Residential real estate is also taxed on an ad valorem basis, with each county administering assessments and collections. Rates vary by county, and are applied to 100% of assessed value (values are determined by the assessor’s office). As an example, Brunswick County’s current rate is 48.5¢ per $100 of value. On a $350K home, the tax will be $1,570. Municipalities may add additional taxes to this, so you’ll want to contact the county tax assessor-collector office to determine current rates for a specific area. Homeowners age 65 and older or the disabled who meet certain income limit requirements can receive breaks on their property taxes in North Carolina.
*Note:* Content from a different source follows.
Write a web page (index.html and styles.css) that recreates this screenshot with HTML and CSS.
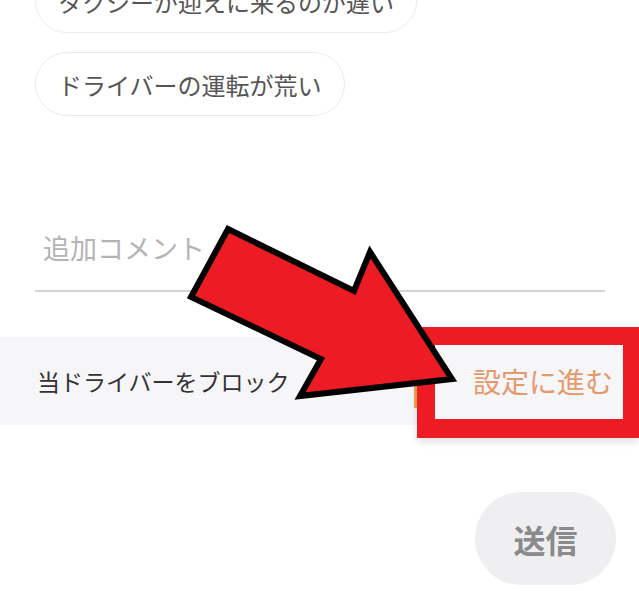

Transfer taxes on the purchase or sale of homes in North and South Carolina are also different. In North Carolina, the transfer tax is $1 per $500 of sale price; however, in a few counties an additional amount (up to $5/$500) can be added. South Carolina imposes a deed recording fee of $1.85 per $500 regardless of county. In both states, the transfer taxes are typically paid by the seller, but terms may vary.
Personal Property Taxes
Non-business personal property is exempt from taxes, with the exception of automobiles. Residents receive an annual vehicle tax and registration statement from the state. The amount of the tax varies widely depending on millage rates, but the DMV offers a tax estimator tool on their website. Tax due on a $20,000 automobile in Greenville, for example, would be approximately $270. The Palmetto State also collects personal property taxes on all types of vehicles, boats and airplanes. Automobiles are taxed at 6% of market value times the local millage rate for personal property.
Neither of the Carolinas impose inheritance taxes or intangibles taxes (stocks, bonds, mortgages, etc.), although they do tax capital gains. You should consult with your tax accountant or financial advisor on these issues.